チャーリー・スアレスの幼い頃からの夢は、2年前のシドニーでのポール・フレミング戦の第12ラウンド突入時には、ほとんど手の届かないもののように思えた。
無敗のオーストラリア人、ポール・フレミングは3人のジャッジ全員の採点でスアレスを少なくとも3ポイント上回っていた。フィリピン陸軍に所属する現役兵士でもあるスアレスにとって、スーパーフェザー級世界王座への道を切り開く時間は残りわずかだった。
その瞬間、スアレスは内側から放ったショートの左フックを炸裂させ、フレミングをキャンバスに沈めた。フレミングはパット・オコナー主審のカウントに立ち上がったが、スアレスの連打により試合はストップされた。この試合は2023年3月、オーストラリア・シドニーにあるケビン・ベッツ・スタジアムで行われた。
「セコンドからはKOしかないと言われていた」とスアレスは
『ザ・リング・マガジン』に語った。「チャンスをじっくり待って、タイミングが来た瞬間に思い切って打ち込んだ。それで決まったんだ。」
この勝利を受けて、WBOはスアレスをスーパーフェザー級ランキングの1位に昇格させた。そして今週土曜夜、
彼はWBO世界スーパーフェザー級王者エマヌエル・ナバレッテへの指名挑戦権を行使する。会場はカリフォルニア州サンディエゴのペチャンガ・アリーナ。
ナバレッテ(39勝2敗1分、32KO)は、ドラフトキングスのオッズで5対1の本命視されている。一方、アメリカでは無名のスアレス(18勝0敗、10KO)は、フィリピン代表として15年間活動し、400試合以上のアマチュア経験を持つ実力者である。
「彼はいい選手だ」とスアレスはナバレッテについて語った。「ハートが強く、手数も多いし、複数階級を制覇した王者だ。でも、彼と戦えることが楽しみだ。今回の試合のために相当なトレーニングを積んできた。ここまで来るのは簡単じゃなかったし、WBO1位になるまでにはたくさんの苦労があった。このチャンスが巡ってきたのは本当に恵まれていると思っている。」
スアレスのモチベーションをさらに高めたのは、先月マニラでフィリピンのレジェンド、
マニー・パッキャオと面会したことだった。
「彼は自分にとって憧れの存在だ」とスアレスは語る。「彼は世界中で非常に有名な人物であり、自分が世界チャンピオンを目指す原動力をくれた。自分だけじゃない。多くのフィリピン人ボクサーが彼に憧れている。」
スアレスは数週間前にアメリカ入りし、ラスベガスで世界戦仕様のスパーリングを積んできた。36歳の彼は、フィリピンでは通常、軍務を終えてからトレーニングを行っているが、その分今回の試合に向けてはこれまで以上に準備が整っていると語る。

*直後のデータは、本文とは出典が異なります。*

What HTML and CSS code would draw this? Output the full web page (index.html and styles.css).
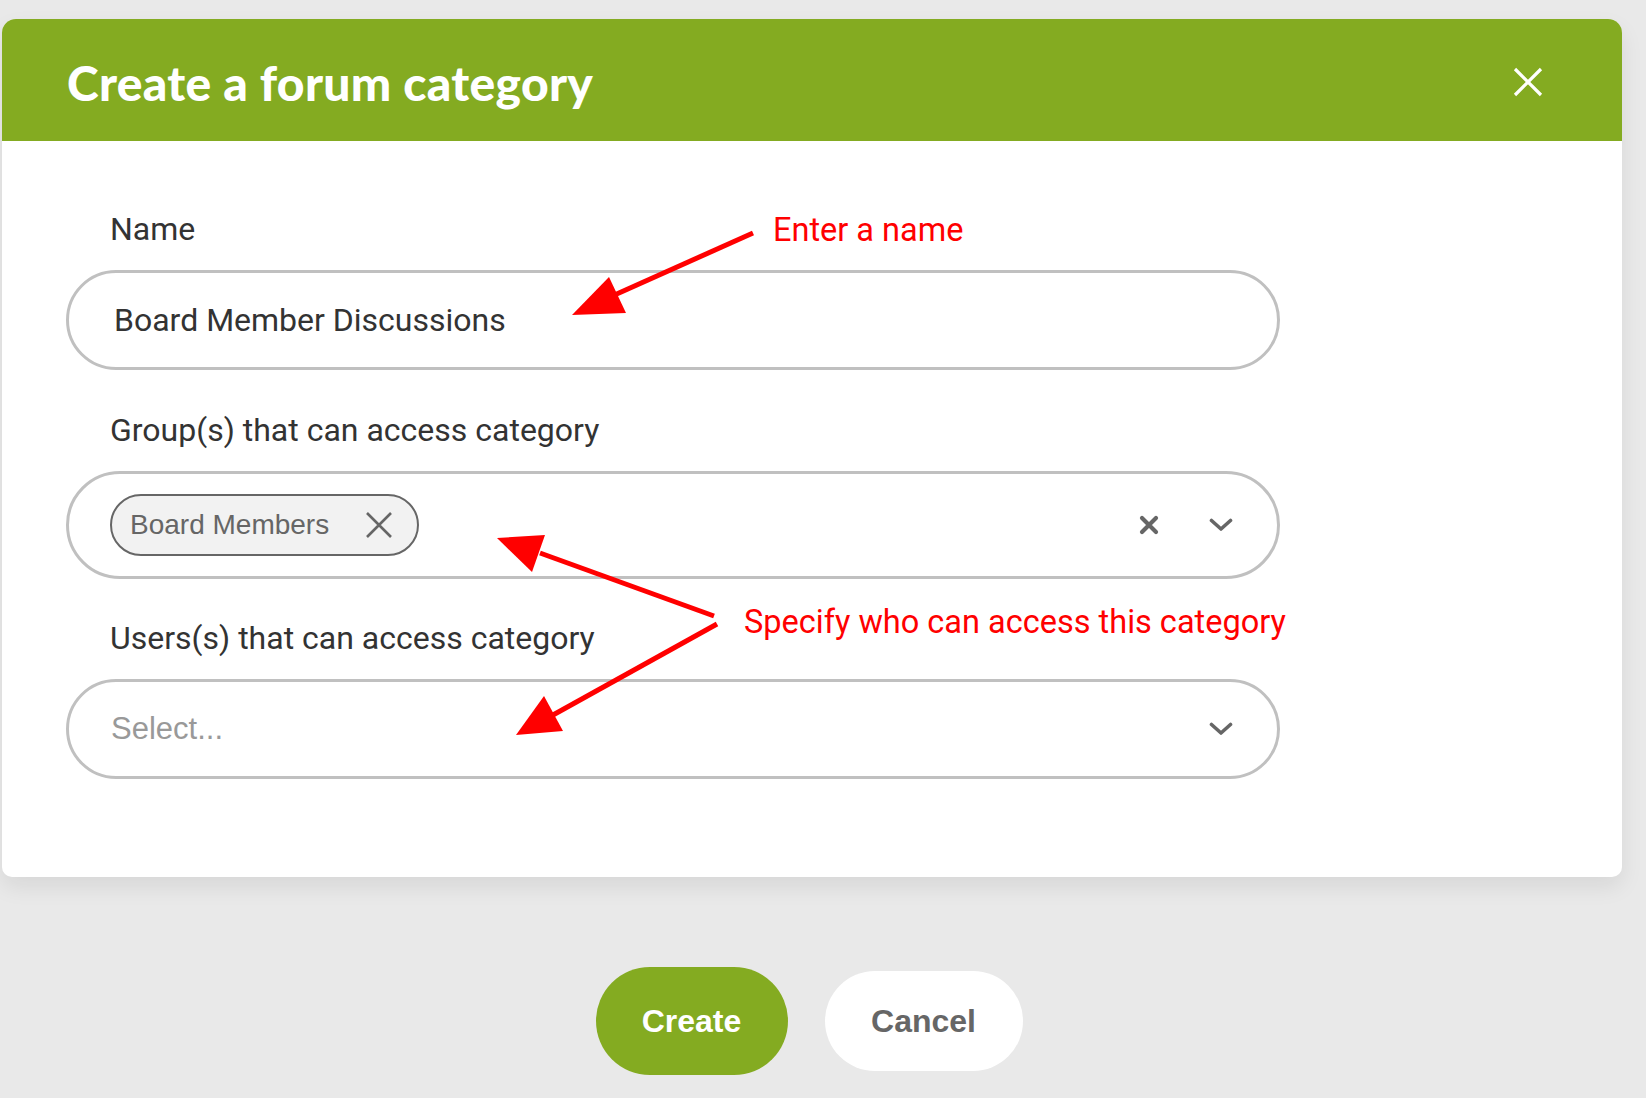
FILE: index.html
```html
<!DOCTYPE html>
<html lang="en">
<head>
    <meta charset="UTF-8">
    <meta name="viewport" content="width=device-width, initial-scale=1.0">
    <title>Create a forum category</title>
    <link rel="stylesheet" href="styles.css">
</head>
<body>
    <div class="page">
        <div class="modal">
            <div class="modal-head">
                <h1 class="modal-title">Create a forum category</h1>
                <button class="close-btn" aria-label="Close">
                    <svg width="30" height="30" viewBox="0 0 30 30"><path d="M2 2L28 28M28 2L2 28" stroke="#fff" stroke-width="3.2"/></svg>
                </button>
            </div>
            <div class="modal-body">
                <label class="field-label">Name</label>
                <div class="field field-input">Board Member Discussions</div>

                <label class="field-label">Group(s) that can access category</label>
                <div class="field field-select">
                    <div class="values">
                        <span class="chip">Board Members
                            <svg class="chip-x" width="28" height="28" viewBox="0 0 28 28"><path d="M2 2L26 26M26 2L2 26" stroke="#666" stroke-width="2.6"/></svg>
                        </span>
                    </div>
                    <svg class="clear-x" width="20" height="20" viewBox="0 0 20 20"><path d="M3 3L17 17M17 3L3 17" stroke="#666" stroke-width="4.2" stroke-linecap="round"/></svg>
                    <svg class="chevron" width="24" height="16" viewBox="0 0 24 16"><path d="M2.5 3.5L12 12L21.5 3.5" fill="none" stroke="#666" stroke-width="3.6" stroke-linecap="round" stroke-linejoin="round"/></svg>
                </div>

                <label class="field-label">Users(s) that can access category</label>
                <div class="field field-select users">
                    <div class="values placeholder">Select...</div>
                    <svg class="chevron" width="24" height="16" viewBox="0 0 24 16"><path d="M2.5 3.5L12 12L21.5 3.5" fill="none" stroke="#666" stroke-width="3.6" stroke-linecap="round" stroke-linejoin="round"/></svg>
                </div>
            </div>
        </div>

        <div class="actions">
            <button class="btn btn-create">Create</button>
            <button class="btn btn-cancel">Cancel</button>
        </div>

        <!-- annotations drawn over the screenshot -->
        <div class="note note-name">Enter a name</div>
        <div class="note note-access">Specify who can access this category</div>
        <svg class="arrows" width="1646" height="1098" viewBox="0 0 1646 1098">
            <g stroke="#ff0000" stroke-width="5" fill="#ff0000">
                <line x1="753" y1="233" x2="610" y2="297"/>
                <polygon points="572,315 609,277 626,313" stroke="none"/>
                <line x1="714" y1="616" x2="540" y2="553"/>
                <polygon points="497,538 545,535 532,572" stroke="none"/>
                <line x1="717" y1="624" x2="553" y2="715"/>
                <polygon points="516,735 544,696 563,731" stroke="none"/>
            </g>
        </svg>
    </div>
</body>
</html>
```

FILE: styles.css
```css
*{
    box-sizing: border-box;
}
body{
    margin: 0;
    background-color: #e9e9e9;
    font-family: Roboto, "Liberation Sans", sans-serif;
    color: #333;
}
.page{
    width: 1646px;
    height: 1098px;
    position: relative;
    padding-top: 19px;
    padding-left: 2px;
    overflow: hidden;
}
.modal{
    width: 1620px;
    background-color: #fff;
    border-radius: 14px 14px 10px 10px;
    box-shadow: 0 10px 22px rgba(0,0,0,0.08);
    overflow: hidden;
}
.modal-head{
    height: 122px;
    background-color: #84ab21;
    display: flex;
    align-items: center;
    justify-content: space-between;
    padding: 4px 79px 0 65px;
}
.modal-title{
    margin: 0;
    color: #fff;
    font-family: Lato, sans-serif;
    font-weight: 900;
    font-size: 48px;
    letter-spacing: 0.3px;
}
.close-btn{
    background: none;
    border: none;
    padding: 0;
    display: flex;
}
.modal-body{
    padding: 70px 0 98px 64px;
    display: flex;
    flex-direction: column;
    align-items: flex-start;
}
.field-label{
    display: block;
    font-size: 32px;
    line-height: 36px;
    color: #333;
    padding-left: 44px;
    margin-bottom: 23px;
}
.field{
    width: 1214px;
    border: 3px solid #c0c0c0;
    border-radius: 60px;
    display: flex;
    align-items: center;
}
.field-input{
    height: 100px;
    padding-left: 45px;
    font-size: 32px;
    color: #333;
    margin-bottom: 42px;
}
.field-select{
    height: 108px;
    padding: 0 44px 0 41px;
    margin-bottom: 41px;
}
.field-select.users{
    height: 100px;
    margin-bottom: 0;
}
.values{
    flex: 1;
    display: flex;
    align-items: center;
}
.placeholder{
    font-family: "Liberation Sans", Arial, sans-serif;
    font-size: 31px;
    color: #999;
    padding-left: 1px;
}
.chip{
    display: flex;
    align-items: center;
    gap: 36px;
    height: 62px;
    padding: 0 24px 0 18px;
    border: 2px solid #666;
    border-radius: 31px;
    background-color: #f2f2f2;
    font-family: "Liberation Sans", Arial, sans-serif;
    font-size: 28px;
    color: #666;
}
.clear-x{
    margin-right: 50px;
}
.actions{
    display: flex;
    justify-content: center;
    align-items: center;
    gap: 37px;
    width: 1614px;
    margin-top: 90px;
}
.btn{
    border: none;
    border-radius: 54px;
    font-family: "Liberation Sans", Arial, sans-serif;
    font-weight: bold;
    font-size: 32px;
}
.btn-create{
    width: 192px;
    height: 108px;
    background-color: #84ab21;
    color: #fff;
}
.btn-cancel{
    width: 198px;
    height: 100px;
    background-color: #fff;
    color: #666;
}
.note{
    position: absolute;
    color: #ff0000;
    font-family: Roboto, "Liberation Sans", sans-serif;
    font-size: 32.5px;
    line-height: 36px;
}
.note-name{
    left: 773px;
    top: 212px;
}
.note-access{
    left: 744px;
    top: 604px;
}
.arrows{
    position: absolute;
    left: 0;
    top: 0;
    pointer-events: none;
}
```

「夢と情熱があるからこそ、こうしてボクシングを続けているんだ」とスアレスは語った。「人間だから疲れる。でも、世界チャンピオンになるという夢があるから、何があってもやり抜く。」
ナバレッテ対スアレス戦は、ESPNが5月11日午後10時(米国東部時間)から放送予定のダブルヘッダーのメインイベントとして12ラウンドで行われる。前座のセミファイナルでは、ロシアのザウル・アブドゥラエフ(20勝1敗、12KO)とカリフォルニア州フォンタナ出身のレイモンド・ムラタラ(22勝0敗、17KO)がIBF暫定ライト級王座を争う。
「とてもワクワクしている」とスアレスは言う。「これは子供の頃からの夢だった。このチャンスが自分とチームに与えられた以上、絶対に逃したくない。この試合では、勝つために全力を尽くすつもりだ。」